My last question is, Is there anything you would like to say to those of us who support wolves, anything about your situation that may make us understand your situation better? Bill responds, “I don’t know if I can convey my feelings very good, but…our cattle are a part of our livelihood, they’re a part of our life. All we’ve ever done is grown up caring for cattle day and night so its really not about money to us, its about our life. So when we see them killed for sport…its pretty tough for us to deal with, its like its happening to a family member. And I guess we kind of feel like we’re in a bit of a war here and we’re the only side that has something at stake–we’re losing our livelihood and the people who are fighting with us are still drawing the same wage.”
I talk to Bill McIrvin for about fifteen minutes and the dialogue is reasonable, calm, and honest When I tell Steve Clevidence about the conversation I say that I could be wrong, but I sensed a hint of an openness in Bill regarding the wolf situation. He listened when I talked. And he agreed to speak to his partners and maybe call and ask for help, not an easy thing for many of us to do.
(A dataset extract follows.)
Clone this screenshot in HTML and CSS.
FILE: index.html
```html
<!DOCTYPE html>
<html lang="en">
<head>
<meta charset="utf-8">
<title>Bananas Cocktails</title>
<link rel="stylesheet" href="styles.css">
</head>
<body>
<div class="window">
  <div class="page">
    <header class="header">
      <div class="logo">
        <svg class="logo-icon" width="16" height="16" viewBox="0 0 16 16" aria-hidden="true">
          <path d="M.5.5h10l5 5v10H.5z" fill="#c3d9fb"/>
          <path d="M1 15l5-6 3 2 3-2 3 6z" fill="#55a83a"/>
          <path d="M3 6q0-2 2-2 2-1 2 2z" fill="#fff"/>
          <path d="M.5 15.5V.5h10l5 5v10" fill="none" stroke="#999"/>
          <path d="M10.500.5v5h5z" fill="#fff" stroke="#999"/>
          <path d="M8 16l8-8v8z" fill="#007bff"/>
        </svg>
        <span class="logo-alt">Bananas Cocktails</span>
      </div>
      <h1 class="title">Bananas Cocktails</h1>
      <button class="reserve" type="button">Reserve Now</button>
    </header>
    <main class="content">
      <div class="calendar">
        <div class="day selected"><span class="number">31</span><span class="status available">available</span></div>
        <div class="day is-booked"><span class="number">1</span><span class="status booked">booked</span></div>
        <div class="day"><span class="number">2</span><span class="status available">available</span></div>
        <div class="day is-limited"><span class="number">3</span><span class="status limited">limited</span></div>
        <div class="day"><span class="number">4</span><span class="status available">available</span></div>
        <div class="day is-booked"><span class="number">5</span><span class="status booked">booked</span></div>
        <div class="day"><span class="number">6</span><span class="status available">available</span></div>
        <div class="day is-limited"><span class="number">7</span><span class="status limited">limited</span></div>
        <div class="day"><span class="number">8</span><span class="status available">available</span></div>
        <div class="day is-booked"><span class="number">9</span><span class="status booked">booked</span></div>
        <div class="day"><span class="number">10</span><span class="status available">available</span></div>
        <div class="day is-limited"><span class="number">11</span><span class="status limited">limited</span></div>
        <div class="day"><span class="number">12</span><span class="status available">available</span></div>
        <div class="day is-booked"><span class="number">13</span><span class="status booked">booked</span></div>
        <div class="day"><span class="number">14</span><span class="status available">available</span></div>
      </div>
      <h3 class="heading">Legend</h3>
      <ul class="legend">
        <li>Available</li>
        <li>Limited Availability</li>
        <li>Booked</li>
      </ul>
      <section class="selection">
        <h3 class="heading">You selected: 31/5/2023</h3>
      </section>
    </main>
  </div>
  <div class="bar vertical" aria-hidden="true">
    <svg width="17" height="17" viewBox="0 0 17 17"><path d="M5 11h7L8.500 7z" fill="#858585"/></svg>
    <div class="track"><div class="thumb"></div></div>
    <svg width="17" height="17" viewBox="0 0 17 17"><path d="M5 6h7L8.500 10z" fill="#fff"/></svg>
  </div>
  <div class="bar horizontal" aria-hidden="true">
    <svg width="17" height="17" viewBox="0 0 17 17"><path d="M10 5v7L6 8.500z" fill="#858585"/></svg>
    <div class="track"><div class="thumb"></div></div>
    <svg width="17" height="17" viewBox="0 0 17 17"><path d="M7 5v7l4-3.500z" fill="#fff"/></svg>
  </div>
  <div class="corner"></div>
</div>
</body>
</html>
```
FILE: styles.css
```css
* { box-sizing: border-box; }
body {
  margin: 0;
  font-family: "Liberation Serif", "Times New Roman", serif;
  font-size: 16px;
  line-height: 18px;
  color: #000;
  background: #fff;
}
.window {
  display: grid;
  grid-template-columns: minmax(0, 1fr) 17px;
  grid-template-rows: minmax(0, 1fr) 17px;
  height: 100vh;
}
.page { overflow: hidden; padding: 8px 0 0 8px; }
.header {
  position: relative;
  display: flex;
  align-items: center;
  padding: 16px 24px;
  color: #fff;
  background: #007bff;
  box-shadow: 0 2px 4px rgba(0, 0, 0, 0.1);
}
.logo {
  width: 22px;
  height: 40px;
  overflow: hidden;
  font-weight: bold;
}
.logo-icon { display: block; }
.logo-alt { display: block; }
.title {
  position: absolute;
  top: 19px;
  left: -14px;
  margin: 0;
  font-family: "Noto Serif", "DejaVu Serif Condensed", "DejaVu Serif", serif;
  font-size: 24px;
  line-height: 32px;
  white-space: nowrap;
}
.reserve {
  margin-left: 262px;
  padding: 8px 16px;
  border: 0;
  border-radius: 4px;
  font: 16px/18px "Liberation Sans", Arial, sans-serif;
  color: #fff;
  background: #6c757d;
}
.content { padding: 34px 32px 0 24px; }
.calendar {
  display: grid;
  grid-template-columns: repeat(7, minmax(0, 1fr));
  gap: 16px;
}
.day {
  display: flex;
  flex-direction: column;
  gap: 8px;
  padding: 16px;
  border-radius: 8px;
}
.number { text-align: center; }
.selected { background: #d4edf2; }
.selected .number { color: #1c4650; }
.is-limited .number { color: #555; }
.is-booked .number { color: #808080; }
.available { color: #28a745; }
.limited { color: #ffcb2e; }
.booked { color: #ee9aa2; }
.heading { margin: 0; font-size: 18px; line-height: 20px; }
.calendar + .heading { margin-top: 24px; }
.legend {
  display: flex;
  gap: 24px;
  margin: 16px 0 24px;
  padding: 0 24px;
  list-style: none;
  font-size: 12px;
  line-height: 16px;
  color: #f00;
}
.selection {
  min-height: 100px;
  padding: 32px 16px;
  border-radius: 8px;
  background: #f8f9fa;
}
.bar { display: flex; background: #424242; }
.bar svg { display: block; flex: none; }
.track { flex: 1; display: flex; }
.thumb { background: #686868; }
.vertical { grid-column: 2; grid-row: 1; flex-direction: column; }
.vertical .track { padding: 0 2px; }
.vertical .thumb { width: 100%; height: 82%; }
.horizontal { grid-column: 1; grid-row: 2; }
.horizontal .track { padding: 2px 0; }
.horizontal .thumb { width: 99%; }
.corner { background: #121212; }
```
I also suggested to Steve that there seems to be a lack of either education or openness on the part of the Washington Department of Fish and Wildlife, the agency that is considered the experts on wolf problems in their state. If the department is telling ranchers that non-lethal measures are a waste of time, someone hasn’t been doing his/her homework.
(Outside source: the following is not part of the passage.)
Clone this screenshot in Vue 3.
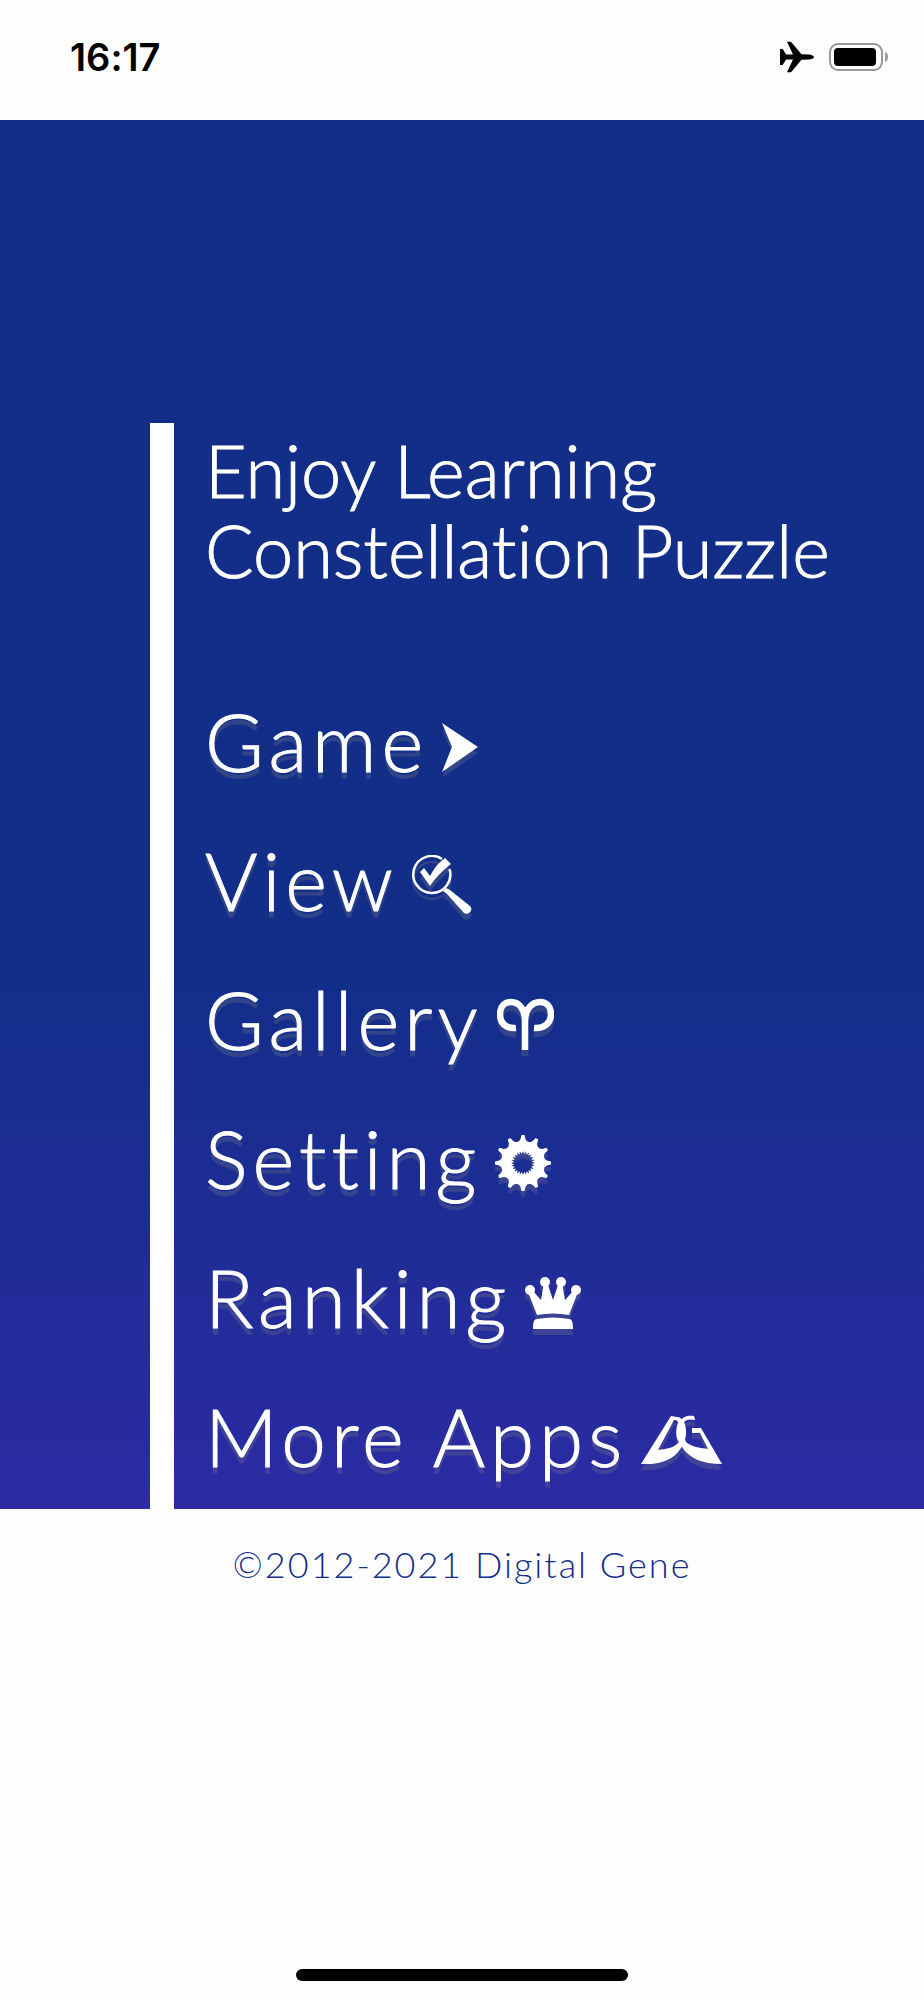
<template>
  <div class="screen">
    <header class="status-bar">
      <time class="clock">16:17</time>
      <div class="status-icons">
        <svg class="plane" viewBox="0 0 34 32" aria-label="Airplane mode">
          <path d="M0 8h2.600l3.600 5.500h6.800L7 .8h4l10.500 12.400L29 13.400c2.600.2 5 1.400 5 2.600s-2.400 2.400-5 2.600l-7.500.2L11 31.200H7l6-12.700H6.200L2.600 24H0z" />
        </svg>
        <svg class="battery" viewBox="0 0 60 28" aria-label="Battery">
          <rect x="1" y="1" width="52" height="26" rx="8" fill="none" stroke="#999" stroke-width="2" />
          <rect x="5" y="5" width="42" height="18" rx="4" />
          <path d="M56 9c4 1 4 9 0 10z" fill="#999" />
        </svg>
      </div>
    </header>

    <main class="panel">
      <div class="content">
        <h1 class="title">Enjoy Learning<br />Constellation Puzzle</h1>
        <nav>
          <ul class="menu">
            <li v-for="item in items" :key="item.label">
              <button type="button" class="menu-item">
                <span>{{ item.label }}</span>
                <svg class="menu-icon" :width="item.width" height="60" :viewBox="`0 0 ${item.width} 60`" aria-hidden="true">
                  <path v-if="item.icon === 'arrow'" d="M0 7L36 31L0 56L10 31z" />
                  <g v-else-if="item.icon === 'search'">
                    <path d="M30 4A18.500 18.500 0 1 0 37.500 14" fill="none" stroke="#fff" stroke-width="2.500" />
                    <path d="M8 17l4-4 6 8C22 13 27 7 33 3l6 6C31 15 24 22 18 31z" />
                    <path d="M31 36l3-3 4 2 20 16c4 4-2 10-6 7L35 39z" />
                  </g>
                  <path
                    v-else-if="item.icon === 'aries'"
                    d="M19 34C9 35 3 29 3 20C3 12 8 8 14 8C22 8 28 15 28 27V56M37 34C47 35 54 29 54 20C54 12 49 8 43 8C35 8 28 15 28 27"
                    fill="none"
                    stroke="#fff"
                    stroke-width="6.500"
                  />
                  <path v-else-if="item.icon === 'gear'" :d="gearPath" fill-rule="evenodd" />
                  <g v-else-if="item.icon === 'crown'">
                    <circle cx="5" cy="18" r="5" />
                    <circle cx="20" cy="10" r="5" />
                    <circle cx="36" cy="10" r="5" />
                    <circle cx="51" cy="18" r="5" />
                    <path d="M3 20l5-1 8 9 3-18h3l6 18 6-18h3l3 18 8-9 5 1-9 23Q28 40 12 43z" />
                    <path d="M8 57C8 50 9 47 12 47Q28 44 44 47C47 47 48 50 48 57z" />
                  </g>
                  <g v-else>
                    <path d="M0 53L30 5L36 6C39 6 41 8 43 11C47 20 45 29 40 37C33 49 18 54 0 53zM17 39L33 9C36 9 37 10 37 12C34 20 35 27 38 31C33 37 25 38 17 39z" fill-rule="evenodd" />
                    <path d="M39 10C42 5 48 4 53 5L54 9C49 8 46 8 43 11C40 18 42 27 46 32C52 36 60 37 67 38L59 22H51V17H60L81 53C61 53 48 47 41 36C35 28 35 18 39 10z" />
                  </g>
                </svg>
              </button>
            </li>
          </ul>
        </nav>
      </div>
    </main>

    <footer class="footer">©2012-2021 Digital Gene</footer>
    <div class="home-indicator"></div>
  </div>
</template>

<script setup>
const items = [
  { label: 'Game', icon: 'arrow', width: 36 },
  { label: 'View', icon: 'search', width: 60 },
  { label: 'Gallery', icon: 'aries', width: 57 },
  { label: 'Setting', icon: 'gear', width: 56 },
  { label: 'Ranking', icon: 'crown', width: 56 },
  { label: 'More Apps', icon: 'gene', width: 81 },
];

const ring = (points) => {
  const coords = points.map(([deg, r]) => {
    const a = (deg * Math.PI) / 180;
    return `${(28 + r * Math.sin(a)).toFixed(2)} ${(30 - r * Math.cos(a)).toFixed(2)}`;
  });
  return `M${coords.join('L')}z`;
};

// outer teeth, then the toothed hole in the middle
const outer = Array.from({ length: 12 }, (_, i) => i * 30).flatMap((a) => [
  [a - 11, 22],
  [a - 6, 24],
  [a - 3, 28],
  [a + 3, 28],
  [a + 6, 24],
  [a + 11, 22],
]);
const inner = Array.from({ length: 24 }, (_, i) => i * 15).flatMap((a) => [
  [a, 12],
  [a + 7, 9],
]);
const gearPath = ring(outer) + ring(inner);
</script>

<style>
body {
  margin: 0;
  background: #fdfdfd;
}
</style>

<style scoped>
.screen {
  display: flex;
  flex-direction: column;
  min-height: 100vh;
  box-sizing: border-box;
  font-family: Lato, "Liberation Sans", sans-serif;
  font-weight: 300;
  font-variant-ligatures: none;
}
.status-bar {
  display: flex;
  align-items: center;
  justify-content: space-between;
  height: 120px;
  box-sizing: border-box;
  padding: 0 35px 6px 70px;
}
.clock {
  font-family: Inter, sans-serif;
  font-size: 38px;
  font-weight: 600;
  color: #000;
}
.status-icons {
  display: flex;
  align-items: center;
  gap: 15px;
}
.plane {
  width: 34px;
  height: 32px;
}
.battery {
  width: 60px;
  height: 28px;
}
.panel {
  padding: 303px 0 0 150px;
  color: #fff;
  background: linear-gradient(#122e89, #122e89 61%, #2c2ba4);
}
.content {
  padding: 7px 0 3px 31px;
  border-left: 24px solid #fff;
}
.title {
  margin: 0 0 82px;
  font-size: 72px;
  font-weight: 300;
  line-height: 80px;
  -webkit-text-stroke: 1px #fff;
}
.menu {
  margin: 0;
  padding: 0;
  list-style: none;
}
.menu-item {
  display: block;
  padding: 0;
  border: 0;
  background: none;
  color: #fff;
  font: inherit;
  font-variant-ligatures: none;
  font-size: 80px;
  line-height: 139px;
  letter-spacing: 5px;
  white-space: nowrap;
  -webkit-text-stroke: 1px #fff;
  cursor: pointer;
  filter: drop-shadow(0 6px 0 rgba(128, 128, 128, 0.27));
}
.menu-icon {
  margin-left: 14px;
  vertical-align: -4px;
  fill: #fff;
}
.footer {
  padding-top: 33px;
  font-size: 36px;
  line-height: 44px;
  letter-spacing: 2px;
  text-align: center;
  color: #122e89;
}
.home-indicator {
  width: 36%;
  height: 12px;
  margin: auto auto 19px;
  border-radius: 6px;
  background: #000;
}
</style>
Steve said he would be more than happy to talk to Bill, that he would consult with Timmothy Kaminsky and Carter Niemeyer about what might work best to decrease wolf problems in northern Washington. Steve even offered to drive out, on his own dime, to appraise the situation at Diamond M ranch and do whatever he could to help. And he took Bill’s number. So now they both have each others number. I feel a bit like a match-maker, looking forward to hearing how the first date goes.